At the Pritchett-Delgado house, Gloria (Sofía Vergara) has trouble finding a nanny for Joe because Manny (Rico Rodriguez) flirts with them. She takes Joe to the park where she meets Andy (Adam DeVine), a male nanny who is also hyperactive, and hires him. Jay and Manny are not happy with this decision because Jay finds it weird to have a male nanny and Manny does not want so much energy in his house as he says.

Meanwhile, Cam (Eric Stonestreet) and Mitch (Jesse Tyler Ferguson) try to plan their wedding but they do not agree on anything, so they decide to ask for help from their friend Pepper (Nathan Lane) who's working as a wedding planner. Pepper's ideas though are a little extreme for them and not what they want and when they tell Pepper he feels insulted and leaves.

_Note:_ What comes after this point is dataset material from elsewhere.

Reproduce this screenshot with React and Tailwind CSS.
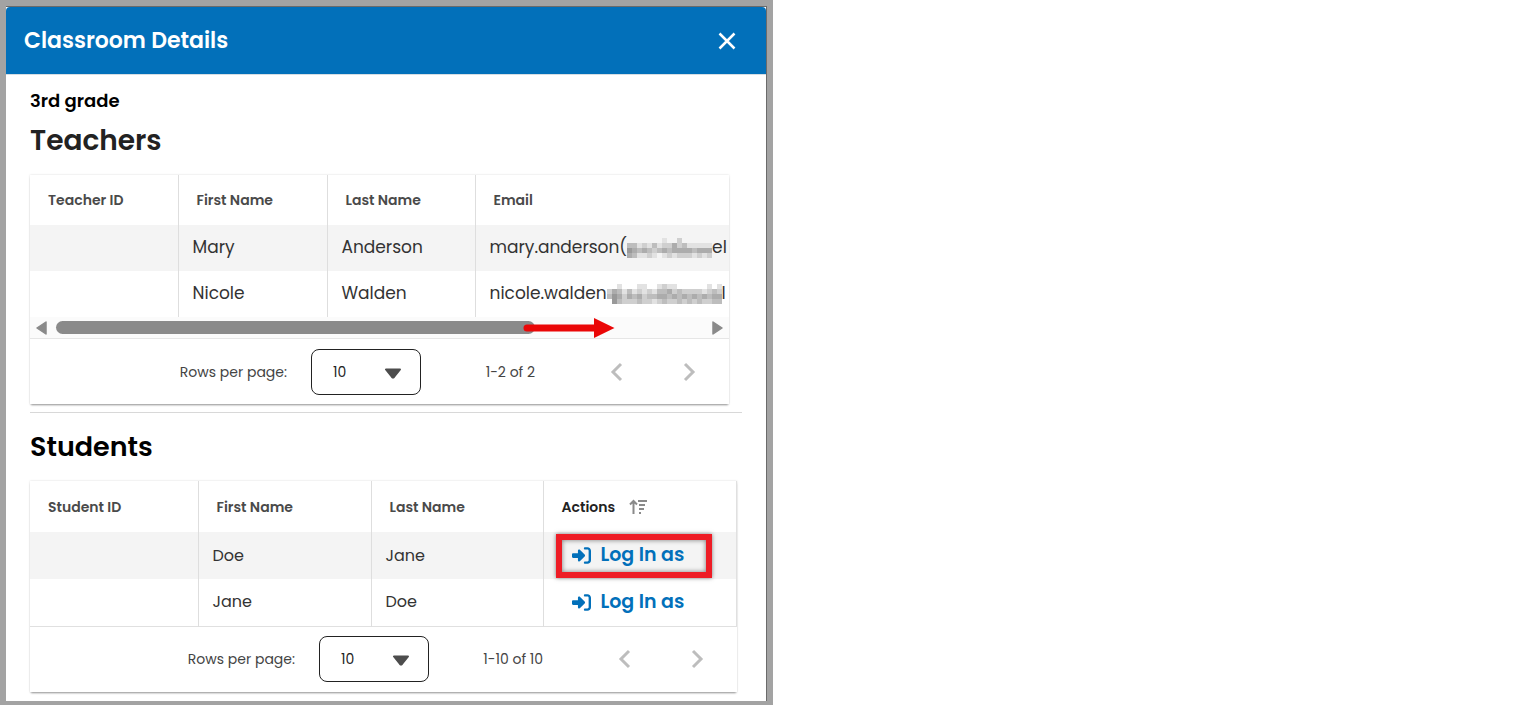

Pepper's assistant Ronaldo (Christian Barillas) has some ideas that the couple likes very much although they feel guilty to hire him because Pepper is their friend and they do not want to hurt his feelings.

==Reception==

===Ratings===
In its original American broadcast, "The Help" was watched by 10.32 million; down 0.62 from the previous episode.

===Reviews===
"The Help" received positive reviews.

Leigh Raines from TV Fanatic rated the episode with 4/5 saying that the episode was "chock full of terrific guests stars". "However, I found that the funniest part of the half hour to be completely word-free. Nothing was better than Lily at the end rolling her eyes and banging her head on the table listening to Cam, Mitchell and Pepper arguing over wedding plans."

Britt Hayes of Screen Crush says that the episode was another "solid" one: ""The Help” is yet another solid episode following two weeks of consistent improvements, proving that ‘Modern Family’ can definitely keep the momentum rolling after the occasional misfire."

Madina Papadopoulos from Paste Magazine rated the episode with 8/10 saying that the episode was a very strong one. "The episode ends with a voiceover by Andy: “Life isn’t easy. Sometimes, we just need a little help. Getting your confidence back, getting on the same page, getting out of your own way.” And with that, another sweet, hilarious, introspective episode of Modern Family has graced television."

Martina Maio of The Celebrity Cafe stated that the episode "was not as encompassing as the past five episodes of the season" but it had its hilarious bits. "Despite the overall connectivity of “The Help," Modern Family manages to deliver an abundance of laughs on this Wednesday evening."

Joe Reid from The A.V. Club gave the episode a B− rate.